* _Written instruction_
In the listing that follows, how many lines contain the string "this"? Provide only the number.

* _Given data_

☆ ☆ ☆

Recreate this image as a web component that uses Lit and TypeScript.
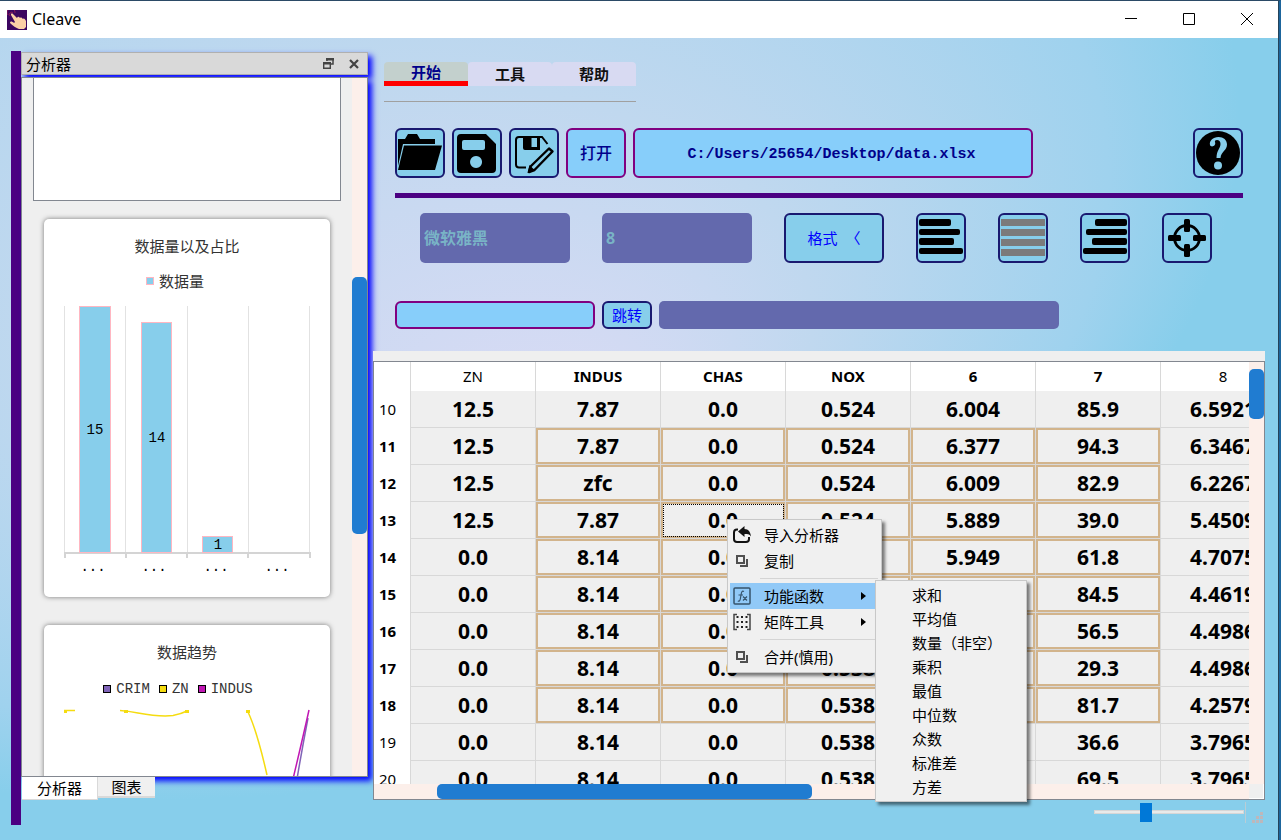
import { LitElement, html, svg, css } from "lit";
import { customElement } from "lit/decorators.js";
import { classMap } from "lit/directives/class-map.js";

interface Column {
  name: string;
  selected: boolean;
}

const COLUMNS: Column[] = [
  { name: "ZN", selected: false },
  { name: "INDUS", selected: true },
  { name: "CHAS", selected: true },
  { name: "NOX", selected: true },
  { name: "6", selected: true },
  { name: "7", selected: true },
  { name: "8", selected: false },
];

const ROWS: [number, string[]][] = [
  [10, ["12.5", "7.87", "0.0", "0.524", "6.004", "85.9", "6.5921"]],
  [11, ["12.5", "7.87", "0.0", "0.524", "6.377", "94.3", "6.3467"]],
  [12, ["12.5", "zfc", "0.0", "0.524", "6.009", "82.9", "6.2267"]],
  [13, ["12.5", "7.87", "0.0", "0.524", "5.889", "39.0", "5.4509"]],
  [14, ["0.0", "8.14", "0.0", "0.538", "5.949", "61.8", "4.7075"]],
  [15, ["0.0", "8.14", "0.0", "0.538", "6.096", "84.5", "4.4619"]],
  [16, ["0.0", "8.14", "0.0", "0.538", "5.834", "56.5", "4.4986"]],
  [17, ["0.0", "8.14", "0.0", "0.538", "5.935", "29.3", "4.4986"]],
  [18, ["0.0", "8.14", "0.0", "0.538", "5.99", "81.7", "4.2579"]],
  [19, ["0.0", "8.14", "0.0", "0.538", "5.456", "36.6", "3.7965"]],
  [20, ["0.0", "8.14", "0.0", "0.538", "5.727", "69.5", "3.7965"]],
];

const FUNCTIONS = ["求和", "平均值", "数量（非空）", "乘积", "最值", "中位数", "众数", "标准差", "方差"];

const ICONS = {
  folder: svg`
    <path d="M3 11h7l3-5h9l3 5h15v5H8L3 38z"/>
    <path d="M9 17.500h38L40 42H3z"/>`,
  save: svg`
    <path fill-rule="evenodd" d="M9 6h25l10 10v25a4 4 0 0 1-4 4H9a4 4 0 0 1-4-4V10a4 4 0 0 1 4-4zM12 12a2 2 0 0 0-2 2v6a2 2 0 0 0 2 2h19a2 2 0 0 0 2-2v-6a2 2 0 0 0-2-2zM24 28a6 6 0 1 0 .1 0z"/>`,
  saveAs: svg`
    <path fill="none" stroke="#000" stroke-width="2" d="M17 39.500H10a3 3 0 0 1-3-3V12a3 3 0 0 1 3-3h23l5.500 7"/>
    <path fill-rule="evenodd" d="M14 8h17v14H16a2 2 0 0 1-2-2zM22.500 10v9H28v-9z"/>
    <path fill="none" stroke="#000" stroke-width="2.400" stroke-linejoin="round" d="M40 20.500l3.500 3-18 18.500-5.500 2 1.500-5.500z"/>
    <path d="M18.500 45l2-8 5.500 5.500z"/>`,
  help: svg`
    <circle cx="25" cy="25" r="22"/>
    <path fill="#87ceeb" d="M17 17c-1-4 3-8 8.500-8 5 0 8.500 3 8.500 7.500 0 6-6 7-6.500 13.500h-4c0-8 4-9.500 4-14 0-2.500-1.500-4-3.500-4-1.500 0-2.500.7-2 2 1.500 4-4 6-5 3z"/>
    <circle cx="25" cy="37.500" r="4" fill="#87ceeb"/>`,
  left: svg`
    <rect x="3" y="6" width="32" height="7" rx="2"/><rect x="3" y="16" width="41" height="6" rx="2"/>
    <rect x="3" y="25" width="35" height="7" rx="2"/><rect x="3" y="35" width="44" height="6" rx="2"/>`,
  justify: svg`
    <g fill="#7b7b7b"><rect x="3" y="6" width="44" height="7"/><rect x="3" y="16" width="44" height="7"/>
    <rect x="3" y="26" width="44" height="7"/><rect x="3" y="36" width="44" height="7"/></g>`,
  right: svg`
    <rect x="15" y="6" width="32" height="7" rx="2"/><rect x="6" y="16" width="41" height="6" rx="2"/>
    <rect x="12" y="25" width="35" height="7" rx="2"/><rect x="3" y="35" width="44" height="6" rx="2"/>`,
  target: svg`
    <circle cx="25" cy="25" r="12.500" fill="none" stroke="#000" stroke-width="2.800"/>
    <rect x="22" y="6" width="6" height="13" rx="1.500"/><rect x="22" y="31" width="6" height="13" rx="1.500"/>
    <rect x="6" y="22" width="13" height="6" rx="1.500"/><rect x="31" y="22" width="13" height="6" rx="1.500"/>`,
};

const MENU_ICONS = {
  share: svg`
    <path fill="none" stroke="#111" stroke-width="2" d="M5 3.500H4a3 3 0 0 0-3 3V13a3 3 0 0 0 3 3h9a3 3 0 0 0 3-3v-2"/>
    <path fill="#111" d="M5 5.500l6.500-5.500v3c4 0 6 3 6.500 7.500-1.500-2.500-3.500-2.500-6.500-2.500v3z"/>`,
  copy: svg`
    <path fill="none" stroke="#505050" stroke-width="2" d="M4 4h7v7H4zM14 7v7H7"/>`,
  fx: svg`
    <rect x="1" y="1" width="16" height="16" rx="1" fill="none" stroke="#36536b" stroke-width="1.500"/>
    <path fill="none" stroke="#36536b" stroke-width="1.200" d="M11 4.500C9 3.500 8.500 5 8 8l-.7 4c-.4 2-1.300 2.500-2.500 2M5.500 8h4.500M10 9.500l4 4M14 9.500l-4 4"/>`,
  matrix: svg`
    <path fill="none" stroke="#444" stroke-width="1.500" d="M4 1.500H1v15h3M14 1.500h3v15h-3"/>
    <path stroke="#222" stroke-width="2" stroke-dasharray="2 2.500" d="M3.500 4h11M3.500 9h11M3.500 14h11"/>`,
};

@customElement("app-root")
export class AppRoot extends LitElement {
  static styles = css`
    :host {
      display: block;
      height: 100vh;
      overflow: hidden;
      color: #000;
      font: 15px/20px "Noto Sans", "Noto Sans CJK SC", sans-serif;
    }
    * { box-sizing: border-box; }
    button, input, select, textarea { font: inherit; margin: 0; padding: 0; border: 0; border-radius: 0; }
    button { background: none; color: inherit; }
    svg { display: block; }

    .window {
      position: relative;
      display: flex;
      flex-direction: column;
      height: 100%;
      border-top: 1px solid #2b4a66;
      border-right: 2px solid #1d659c;
      background: #87ceeb;
    }
    .titlebar {
      display: flex;
      align-items: center;
      height: 37px;
      flex: none;
      padding: 0 2px 0 7px;
      background: #fff;
      border-right: 1px solid #24435a;
    }
    .titlebar h1 { flex: 1; margin: 0 0 0 5px; font-size: 16px; line-height: 34px; height: 36px; font-weight: 400; }
    .caption { width: 58px; height: 36px; padding-bottom: 1px; display: grid; place-items: center; }

    .body {
      position: relative;
      flex: 1;
      min-height: 0;
      display: flex;
      gap: 5px;
      padding: 13px 13px 0 11px;
      border-right: 1px solid #24435a;
    }
    .backdrop { position: absolute; left: 0; top: 0; width: 100%; height: 100%; }

    .side {
      position: relative;
      display: flex;
      flex-direction: column;
      width: 357px;
      flex: none;
      margin-bottom: 15px;
      padding: 1px 0 26px;
      border-left: 10px solid #4b0082;
    }
    .dock-title {
      display: flex;
      align-items: center;
      height: 23px;
      margin-bottom: 2px;
      padding: 0 4px;
      background: #d9d9d9;
      border: 1px solid #b0b0b0;
      box-shadow: 4px 4px 6px #00f;
    }
    .dock-title h2 { flex: 1; margin: 0; font-size: 15px; line-height: 20px; font-weight: 400; }
    .dock-title button { width: 18px; height: 18px; display: grid; place-items: center; margin-left: 8px; }
    .panel {
      position: relative;
      display: flex;
      flex: 1;
      min-height: 0;
      border: 1px solid #828790;
      background: #efefef;
      box-shadow: 4px 4px 6px #00f;
    }
    .panel-content { flex: 1; min-width: 0; overflow: hidden; padding: 0 11px; }
    .notes {
      display: block;
      width: 100%;
      height: 123px;
      resize: none;
      background: #fff;
      border: 1px solid #828790;
      border-top: 0;
    }
    .card {
      margin: 18px 11px 28px;
      background: #fff;
      border-radius: 5px;
      box-shadow: 0 0 5px #777;
      color: #333;
    }
    .card h3 { margin: 0; padding: 16px 0 2px; font-size: 15px; line-height: 22px; font-weight: 400; text-align: center; }
    .legend { display: flex; justify-content: center; gap: 9px; height: 20px; margin-top: 12px; padding-right: 24px; }
    .legend span { display: flex; align-items: center; gap: 5px; }
    .legend i { width: 8px; height: 8px; border: 1px solid #000; }
    .mono { font-family: "Liberation Mono", "Noto Sans CJK SC", monospace; font-size: 14px; padding: 4px 18px 0 0; }
    .chart { width: 100%; }
    .chart text { font: 14px "Liberation Mono", monospace; fill: #000; text-anchor: middle; }

    .vscroll { width: 15px; flex: none; background: #fcefea; }
    .thumb { background: #207cd1; border-radius: 5px; }
    .vscroll .thumb { width: 15px; }
    .vscroll.dock-scroll .thumb { height: 257px; margin-top: 199px; }
    .vscroll.table-scroll .thumb { height: 50px; margin-top: 7px; }
    .hscroll { height: 15px; flex: 1; background: #fcefea; padding-left: 63px; }
    .hscroll .thumb { width: 375px; height: 15px; }

    .dock-tabs { position: relative; display: flex; align-items: flex-start; height: 22px; padding-left: 1px; }
    .dock-tabs button { height: 21px; width: 57px; background: #f0f0f0; border: 1px solid #d9d9d9; border-width: 0 0 2px; line-height: 18px; }
    .dock-tabs button.active { height: 23px; width: 76px; background: #fff; border-width: 0 1px 1px 0; }

    .main { position: relative; display: flex; flex-direction: column; flex: 1; min-width: 0; }
    .ribbon { padding: 11px 22px 0 11px; height: 300px; flex: none; }
    .tabs { display: inline-grid; grid-template-columns: repeat(3, 84px); padding-bottom: 15px; border-bottom: 1px solid #a0a0a0; vertical-align: top; }
    .tabs button { height: 24px; background: #d8daf2; border-radius: 4px 4px 0 0; font-weight: 700; color: #111; }
    .tabs button.active { background: linear-gradient(#c3d0cd 19px, #f00 19px); color: #00008b; padding-bottom: 4px; }
    .tools { margin: 26px 0 0 11px; }
    .row { display: flex; gap: 7px; align-items: center; }
    .file-row { padding-bottom: 15px; border-bottom: 5px solid #4b0082; }
    .format-row { gap: 32px; padding: 15px 0 38px 25px; }
    .spacer { flex: 1; }
    .tool { width: 50px; height: 50px; flex: none; background: #87ceeb; border: 2px solid #191970; border-radius: 6px; }
    .tool svg { width: 50px; height: 50px; margin: -2px; }
    .text-tool { background: #87ceeb; border: 2px solid #191970; border-radius: 6px; color: #00f; }
    .format { width: 100px; height: 50px; white-space: pre; }
    .jump { width: 50px; height: 28px; line-height: 24px; }
    .open { width: 60px; height: 50px; background: #87cefa; border: 2px solid #800080; border-radius: 6px; color: #00008b; font-size: 16px; font-weight: 500; }
    .field { background: #87cefa; border: 2px solid #800080; border-radius: 6px; color: #00008b; }
    .path { width: 400px; min-width: 0; height: 50px; padding: 2px 3px 0 0; text-align: center; font: 700 15px "Liberation Mono", monospace; }
    .cell-name { width: 200px; height: 28px; padding: 0 4px; }
    .locked { background: #6369ad; border-radius: 5px; color: #79b4c6; opacity: 1; }
    .formula { width: 400px; height: 28px; padding: 0 4px; }
    select.locked { appearance: none; width: 150px; height: 50px; padding: 0 4px; font-size: 16px; font-weight: 700; }

    .table-area { flex: 1; min-height: 0; display: flex; flex-direction: column; padding-top: 10px; background: #efefef; }
    .table-frame { flex: 1; min-height: 0; border: 1px solid #828790; display: flex; flex-direction: column; }
    .table-view { flex: 1; min-height: 0; display: flex; }
    .table-clip { flex: 1; min-width: 0; overflow: hidden; background: #efefef; }
    .bottom-scroll { display: flex; height: 15px; }
    .corner { width: 15px; background: #efefef; border: 1px solid #fff; border-width: 0 1px 1px 0; }
    table { border-collapse: separate; border-spacing: 0; table-layout: fixed; width: 912px; }
    th, td { padding: 0; border-right: 1px solid #d8d8d8; text-align: center; overflow: hidden; white-space: nowrap; }
    thead th { height: 29px; background: #fff; font-size: 15px; line-height: 20px; font-weight: 400; padding-bottom: 1px; }
    tbody th { width: 37px; background: #fff; font-size: 15px; font-weight: 400; text-align: left; padding: 0 0 2px 5px; }
    thead th:first-child { width: 37px; }
    th.selected { font-weight: 700; }
    thead th.selected { padding-bottom: 2px; }
    td { height: 37px; border-bottom: 1px solid #d8d8d8; font-size: 21px; line-height: 28px; font-weight: 700; }
    td.selected { box-shadow: inset 0 0 0 2px #d2b48c; }
    td.focused { outline: 1px dotted #000; outline-offset: -3px; }

    .status { height: 40px; flex: none; display: flex; justify-content: flex-end; align-items: flex-start; padding-top: 2px; }
    .zoom { appearance: none; width: 150px; height: 20px; margin-right: 1px; background: none; }
    .zoom::-webkit-slider-runnable-track { height: 4px; background: #e7eaea; border: 1px solid #d6d6d6; }
    .zoom::-webkit-slider-thumb { appearance: none; width: 12px; height: 19px; margin-top: -8px; background: #0078d7; }
    .grip { border-left: 1px solid #b9cdd6; width: 20px; height: 21px; padding: 10px 0 0 6px; }

    .menu { position: absolute; margin: 0; padding: 2px; list-style: none; background: #f0f0f0; border: 1px solid #c8c8c8; box-shadow: 3px 3px 3px #00000080; }
    .menu button { display: flex; align-items: center; width: 100%; text-align: left; white-space: nowrap; }
    .menu .icon { width: 18px; height: 18px; margin: 0 13px 0 3px; }
    .menu .label { flex: 1; }
    .menu .arrow { width: 5px; height: 8px; margin-right: 13px; }
    .context { left: 727px; top: 518px; width: 155px; }
    .context button { height: 26px; }
    .context button.active { background: #91c9f7; }
    .context .divider { height: 9px; padding: 4px 1px 4px 30px; }
    .context .divider::before { content: ""; display: block; height: 1px; background: #d4d4d4; }
    .functions { left: 875px; top: 579px; width: 152px; }
    .functions button { height: 24px; padding-left: 34px; }
  `;

  private tool(name: keyof typeof ICONS, label: string) {
    return html`<button class="tool" aria-label=${label}><svg viewBox="0 0 50 50">${ICONS[name]}</svg></button>`;
  }

  private menuItem(icon: keyof typeof MENU_ICONS, label: string, submenu = false, active = false) {
    return html`<li>
      <button class=${classMap({ active })}>
        <svg class="icon" viewBox="0 0 18 18">${MENU_ICONS[icon]}</svg>
        <span class="label">${label}</span>
        ${submenu ? html`<svg class="arrow" viewBox="0 0 5 8"><path d="M0 0l5 4-5 4z" /></svg>` : null}
      </button>
    </li>`;
  }

  private renderBars() {
    const bars = [
      { value: 15, x: 35.5, width: 31 },
      { value: 14, x: 97.5, width: 30 },
      { value: 1, x: 158.5, width: 30 },
    ];
    const unit = 16.4;
    return html`<svg class="chart" viewBox="0 0 286 306" role="img" aria-label="数据量以及占比">
      <path d="M20.500 15v247M81.500 15v247M143.500 15v247M204.500 15v247M265.500 15v247" stroke="#e2e2e2" fill="none" />
      <path d="M20 262H267M21 261v6M82 261v6M143 261v6M204 261v6M266 261v6" stroke="#d4d4d4" stroke-width="2" fill="none" />
      ${bars.map((b) => {
        const height = Math.round(b.value * unit);
        return svg`<rect x=${b.x} y=${261.5 - height} width=${b.width} height=${height} fill="#87ceeb" stroke="#ffb6c1" />
          <text x=${b.x + 15.5} y=${266 - height / 2}>${b.value}</text>`;
      })}
      ${[49, 110, 172, 233].map((x) => svg`<text x=${x} y="280" font-weight="700">...</text>`)}
    </svg>`;
  }

  private renderTrend() {
    return html`<svg class="chart" viewBox="0 0 286 306" role="img" aria-label="数据趋势">
      <g fill="none" stroke-width="1.500">
        <path stroke="#8064b8" d="M264 21Q258 52 252 88Q246 120 239 150" />
        <path stroke="#c117b4" d="M265 13Q259 40 249 82Q243 110 235 150" />
        <path stroke="#f5dc10" d="M20 13.500h11M76 13.500Q84 14 94 16Q116 20 129 18.500Q137 17 143 14M204 15Q213 34 223 78" />
      </g>
      <path fill="#f5dc10" d="M20 13h3v3h-3zM80 13h4v3h-4zM141 13h4v3h-4zM202 13h4v3h-4z" />
    </svg>`;
  }

  private renderDock() {
    return html`<aside class="side">
      <header class="dock-title">
        <h2>分析器</h2>
        <button aria-label="浮动">
          <svg width="11" height="11" viewBox="0 0 11 11"><path fill="none" stroke="#444" d="M4 3V1h6v5H8" stroke-width="1.500" /><path d="M3 0h8v2.500H3zM0 4h8v2.500H0z" fill="#444" /><path fill="none" stroke="#444" d="M.7 5h6.600v5.300H.7z" stroke-width="1.400" /></svg>
        </button>
        <button aria-label="关闭面板">
          <svg width="10" height="10" viewBox="0 0 10 10"><path d="M1 1l8 8M9 1L1 9" stroke="#444" stroke-width="2.200" /></svg>
        </button>
      </header>
      <div class="panel">
        <div class="panel-content">
          <textarea class="notes" aria-label="分析结果"></textarea>
          <section class="card">
            <h3>数据量以及占比</h3>
            <div class="legend"><span><i style="background:#87ceeb;border-color:#ffb6c1"></i>数据量</span></div>
            ${this.renderBars()}
          </section>
          <section class="card">
            <h3>数据趋势</h3>
            <div class="legend mono">
              <span><i style="background:#8064b8"></i>CRIM</span>
              <span><i style="background:#f5dc10"></i>ZN</span>
              <span><i style="background:#c117b4"></i>INDUS</span>
            </div>
            ${this.renderTrend()}
          </section>
        </div>
        <div class="vscroll dock-scroll"><div class="thumb"></div></div>
      </div>
      <nav class="dock-tabs"><button class="active">分析器</button><button>图表</button></nav>
    </aside>`;
  }

  private renderRibbon() {
    return html`<div class="ribbon">
      <nav class="tabs"><button class="active">开始</button><button>工具</button><button>帮助</button></nav>
      <div class="tools">
        <div class="row file-row">
          ${this.tool("folder", "打开文件夹")} ${this.tool("save", "保存")} ${this.tool("saveAs", "另存为")}
          <button class="open">打开</button>
          <input class="field path" aria-label="文件路径" value="C:/Users/25654/Desktop/data.xlsx" />
          <span class="spacer"></span>
          ${this.tool("help", "帮助")}
        </div>
        <div class="row format-row">
          <select class="locked" aria-label="字体" disabled><option>微软雅黑</option></select>
          <select class="locked" aria-label="字号" disabled><option>8</option></select>
          <button class="text-tool format">格式  〈</button>
          ${this.tool("left", "左对齐")} ${this.tool("justify", "两端对齐")} ${this.tool("right", "右对齐")}
          ${this.tool("target", "居中")}
        </div>
        <div class="row">
          <input class="field cell-name" aria-label="单元格" />
          <button class="text-tool jump">跳转</button>
          <input class="locked formula" aria-label="内容" disabled />
        </div>
      </div>
    </div>`;
  }

  private renderTable() {
    return html`<div class="table-area">
      <div class="table-frame">
        <div class="table-view">
          <div class="table-clip">
            <table>
              <thead>
                <tr>
                  <th></th>
                  ${COLUMNS.map((c) => html`<th scope="col" class=${classMap({ selected: c.selected })}>${c.name}</th>`)}
                </tr>
              </thead>
              <tbody>
                ${ROWS.map(([id, cells]) => {
                  const inRange = id >= 11 && id <= 18;
                  return html`<tr>
                    <th scope="row" class=${classMap({ selected: inRange })}>${id}</th>
                    ${cells.map(
                      (value, i) =>
                        html`<td class=${classMap({ selected: inRange && COLUMNS[i].selected, focused: id === 13 && i === 2 })}>${value}</td>`
                    )}
                  </tr>`;
                })}
              </tbody>
            </table>
          </div>
          <div class="vscroll table-scroll"><div class="thumb"></div></div>
        </div>
        <div class="bottom-scroll"><div class="hscroll"><div class="thumb"></div></div><div class="corner"></div></div>
      </div>
    </div>`;
  }

  render() {
    return html`<div class="window">
      <header class="titlebar">
        <svg width="20" height="20" viewBox="0 0 20 20">
          <path fill="#3c0560" d="M0 0h20v20H0z" />
          <path fill="none" stroke="#a02058" d="M1 5a4 4 0 1 1 7-2M3 6a2 2 0 1 1 3-3" stroke-width=".8" />
          <path fill="#fbcfa6" d="M4 4c1-1 2 0 3 1l3 3c1-2 2-1 3 0 1-1 2 0 3 1 1-1 2 0 3 2v6l-2 2h-5c-3-1-6-3-9-6 0-2 2-2 4 0l1-1-4-7z" />
        </svg>
        <h1>Cleave</h1>
        <button class="caption" aria-label="最小化"><svg width="12" height="12"><path d="M0 5.500h12" stroke="#000" /></svg></button>
        <button class="caption" aria-label="最大化"><svg width="12" height="12"><path d="M.5.5h11v11H.5z" fill="none" stroke="#000" /></svg></button>
        <button class="caption" aria-label="关闭"><svg width="12" height="12"><path d="M0 0l12 12M12 0L0 12" stroke="#000" /></svg></button>
      </header>
      <div class="body">
        <svg class="backdrop" viewBox="0 0 1 1" preserveAspectRatio="none" aria-hidden="true">
          <defs>
            <radialGradient id="sky" cx=".12" cy=".1" r=".85" fx=".455" fy=".49">
              <stop offset="0" stop-color="#dadbf5" />
              <stop offset=".35" stop-color="#c0d8ef" />
              <stop offset=".8" stop-color="#9fd2ee" />
              <stop offset="1" stop-color="#87ceeb" />
            </radialGradient>
          </defs>
          <rect width="1" height="1" fill="url(#sky)" />
        </svg>
        ${this.renderDock()}
        <main class="main">
          ${this.renderRibbon()} ${this.renderTable()}
          <footer class="status">
            <input class="zoom" type="range" min="0" max="300" value="100" aria-label="缩放" />
            <div class="grip">
              <svg width="11" height="11" viewBox="0 0 11 11" fill="#bdb7bb"><path d="M8 0h3v3H8zM8 4h3v3H8zM8 8h3v3H8zM4 4h3v3H4zM4 8h3v3H4zM0 8h3v3H0z" /></svg>
            </div>
          </footer>
        </main>
      </div>
      <ul class="menu context">
        ${this.menuItem("share", "导入分析器")} ${this.menuItem("copy", "复制")}
        <li class="divider"></li>
        ${this.menuItem("fx", "功能函数", true, true)} ${this.menuItem("matrix", "矩阵工具", true)}
        <li class="divider"></li>
        ${this.menuItem("copy", "合并(慎用)")}
      </ul>
      <ul class="menu functions">
        ${FUNCTIONS.map((name) => html`<li><button>${name}</button></li>`)}
      </ul>
    </div>`;
  }
}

☆ ☆ ☆

* _Answer in full_
12